The men's 4×100 metre medley relay event at the 2000 Summer Olympics took place on 22–23 September at the Sydney International Aquatic Centre in Sydney, Australia.

Since the event's inception in 1960, the U.S. team dominated the race from the start to demolish a four-year-old world record and most importantly, to defend their Olympic title. Lenny Krayzelburg (53.87), Ed Moses (59.84), Ian Crocker (52.10), and Gary Hall, Jr. (47.92, an American) put together a blazing fast finish of 3:33.73 to cut off their own standard by 1.11 seconds. Moses also produced a mighty effort in the breaststroke leg as he became the first ever swimmer to record a sub one-minute barrier split. After accepting their golds in front of the Aussie home crowd, the U.S. men unfurled a banner reading: "Sydney 2000. In our hearts forever. Thanks Australia."

The Aussie team of Matt Welsh (54.29), Regan Harrison (1:01.48), Geoff Huegill (51.33), and Michael Klim (48.17) finished behind their greatest rivals by a couple of seconds, but made a surprise packet with the silver in an Oceanian record of 3:35.27. Meanwhile, Stev Theloke (55.07), Jens Kruppa (1:00.52), Thomas Rupprath (52.14), and Torsten Spanneberg (48.15) earned their first medley relay medal for Germany since the nation's reunification in 1990, taking home the bronze in a European record of 3:35.88.
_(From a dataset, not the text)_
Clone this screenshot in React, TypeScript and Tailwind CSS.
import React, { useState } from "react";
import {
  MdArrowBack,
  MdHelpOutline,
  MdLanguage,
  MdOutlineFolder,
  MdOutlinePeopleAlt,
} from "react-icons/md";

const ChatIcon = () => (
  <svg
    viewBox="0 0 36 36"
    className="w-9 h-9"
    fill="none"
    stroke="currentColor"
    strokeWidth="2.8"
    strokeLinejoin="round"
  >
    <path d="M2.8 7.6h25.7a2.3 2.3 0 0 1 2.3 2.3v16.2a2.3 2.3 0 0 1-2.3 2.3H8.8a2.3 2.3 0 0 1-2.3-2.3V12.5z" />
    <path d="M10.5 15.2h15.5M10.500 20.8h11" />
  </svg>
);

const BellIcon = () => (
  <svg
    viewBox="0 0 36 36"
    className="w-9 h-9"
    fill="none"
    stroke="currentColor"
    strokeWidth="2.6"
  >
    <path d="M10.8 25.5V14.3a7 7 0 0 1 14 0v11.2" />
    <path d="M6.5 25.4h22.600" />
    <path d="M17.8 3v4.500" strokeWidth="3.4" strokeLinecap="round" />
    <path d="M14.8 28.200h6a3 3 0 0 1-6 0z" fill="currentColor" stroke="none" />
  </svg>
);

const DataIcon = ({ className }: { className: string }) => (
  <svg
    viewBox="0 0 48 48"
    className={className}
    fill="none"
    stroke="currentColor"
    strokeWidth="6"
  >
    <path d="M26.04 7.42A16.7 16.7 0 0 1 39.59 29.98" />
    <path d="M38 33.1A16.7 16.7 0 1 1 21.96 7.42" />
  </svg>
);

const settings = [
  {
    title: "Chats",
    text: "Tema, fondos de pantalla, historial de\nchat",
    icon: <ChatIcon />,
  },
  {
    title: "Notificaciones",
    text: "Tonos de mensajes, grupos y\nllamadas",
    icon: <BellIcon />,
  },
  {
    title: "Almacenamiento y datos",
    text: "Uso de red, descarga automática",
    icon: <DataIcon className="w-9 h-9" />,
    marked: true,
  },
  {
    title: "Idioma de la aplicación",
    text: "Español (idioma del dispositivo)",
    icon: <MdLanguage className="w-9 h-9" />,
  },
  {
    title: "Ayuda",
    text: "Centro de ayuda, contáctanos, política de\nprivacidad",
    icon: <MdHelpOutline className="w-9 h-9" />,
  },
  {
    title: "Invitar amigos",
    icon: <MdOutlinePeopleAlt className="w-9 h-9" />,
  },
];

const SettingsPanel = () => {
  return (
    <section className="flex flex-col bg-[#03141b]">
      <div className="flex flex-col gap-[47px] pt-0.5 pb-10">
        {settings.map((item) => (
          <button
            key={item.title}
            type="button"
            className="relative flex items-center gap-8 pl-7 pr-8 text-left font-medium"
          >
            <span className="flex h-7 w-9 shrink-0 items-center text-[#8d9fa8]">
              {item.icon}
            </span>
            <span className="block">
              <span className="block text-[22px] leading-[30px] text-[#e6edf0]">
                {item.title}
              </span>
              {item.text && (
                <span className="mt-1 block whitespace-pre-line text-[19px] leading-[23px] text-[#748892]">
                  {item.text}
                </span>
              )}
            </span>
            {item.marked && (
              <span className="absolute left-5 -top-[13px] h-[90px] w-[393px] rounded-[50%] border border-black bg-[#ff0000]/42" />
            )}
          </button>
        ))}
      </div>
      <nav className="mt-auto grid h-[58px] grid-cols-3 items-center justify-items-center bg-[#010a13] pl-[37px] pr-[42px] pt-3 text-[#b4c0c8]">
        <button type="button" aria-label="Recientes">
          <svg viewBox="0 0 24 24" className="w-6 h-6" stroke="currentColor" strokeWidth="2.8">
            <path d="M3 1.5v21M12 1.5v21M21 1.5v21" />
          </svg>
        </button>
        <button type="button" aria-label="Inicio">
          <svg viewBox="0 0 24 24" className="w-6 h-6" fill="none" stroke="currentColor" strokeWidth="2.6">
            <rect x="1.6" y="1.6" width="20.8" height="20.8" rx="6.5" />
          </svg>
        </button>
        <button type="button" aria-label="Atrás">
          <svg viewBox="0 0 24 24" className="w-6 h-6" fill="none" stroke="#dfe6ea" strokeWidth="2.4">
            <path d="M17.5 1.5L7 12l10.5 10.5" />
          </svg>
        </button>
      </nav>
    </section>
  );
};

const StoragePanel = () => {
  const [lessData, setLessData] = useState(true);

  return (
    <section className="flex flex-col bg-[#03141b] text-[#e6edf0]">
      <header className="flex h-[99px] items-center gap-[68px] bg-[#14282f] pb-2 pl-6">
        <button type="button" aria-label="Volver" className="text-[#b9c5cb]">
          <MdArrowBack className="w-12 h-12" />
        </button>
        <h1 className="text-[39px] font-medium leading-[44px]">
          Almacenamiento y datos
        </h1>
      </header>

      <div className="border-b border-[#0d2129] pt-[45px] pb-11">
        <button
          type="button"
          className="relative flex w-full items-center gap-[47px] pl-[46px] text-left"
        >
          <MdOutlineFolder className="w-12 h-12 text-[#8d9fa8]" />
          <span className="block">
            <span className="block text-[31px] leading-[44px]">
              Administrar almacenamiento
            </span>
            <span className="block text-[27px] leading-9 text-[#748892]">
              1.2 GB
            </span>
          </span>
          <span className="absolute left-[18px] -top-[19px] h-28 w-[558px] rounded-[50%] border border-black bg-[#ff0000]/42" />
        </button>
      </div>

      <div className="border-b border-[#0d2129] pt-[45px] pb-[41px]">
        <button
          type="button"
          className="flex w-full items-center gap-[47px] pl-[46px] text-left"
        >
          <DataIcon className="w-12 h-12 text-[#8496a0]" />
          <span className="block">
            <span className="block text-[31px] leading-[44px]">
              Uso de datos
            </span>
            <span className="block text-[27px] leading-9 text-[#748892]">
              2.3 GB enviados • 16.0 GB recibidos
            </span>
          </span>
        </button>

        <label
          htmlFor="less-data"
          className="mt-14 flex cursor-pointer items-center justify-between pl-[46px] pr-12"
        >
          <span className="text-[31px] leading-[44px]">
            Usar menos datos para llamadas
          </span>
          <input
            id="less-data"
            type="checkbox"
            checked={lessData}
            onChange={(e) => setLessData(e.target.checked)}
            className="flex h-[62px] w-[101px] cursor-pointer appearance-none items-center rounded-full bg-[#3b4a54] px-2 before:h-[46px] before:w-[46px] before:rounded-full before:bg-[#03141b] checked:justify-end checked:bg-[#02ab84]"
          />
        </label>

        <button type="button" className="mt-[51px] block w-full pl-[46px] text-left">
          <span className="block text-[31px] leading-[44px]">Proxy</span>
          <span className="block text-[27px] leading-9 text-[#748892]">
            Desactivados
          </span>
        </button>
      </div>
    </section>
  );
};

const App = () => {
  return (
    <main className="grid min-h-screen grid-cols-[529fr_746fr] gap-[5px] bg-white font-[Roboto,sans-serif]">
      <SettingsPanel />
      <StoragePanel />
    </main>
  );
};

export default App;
Netherlands' Klaas-Erik Zwering (56.83), Marcel Wouda (1:01.20), Joris Keizer (52.26), and anchor Pieter van den Hoogenband (47.24, the fastest split of the race) missed the podium by more than a full body length over the Germans with a fourth-place time of 3:37.53. Hungary (3:39.03), Canada (3:39.88), France (3:40.02), and Great Britain (3:40.19) completed a close finish at the rear of the championship finale.

Records
Prior to this competition, the existing world and Olympic records were as follows.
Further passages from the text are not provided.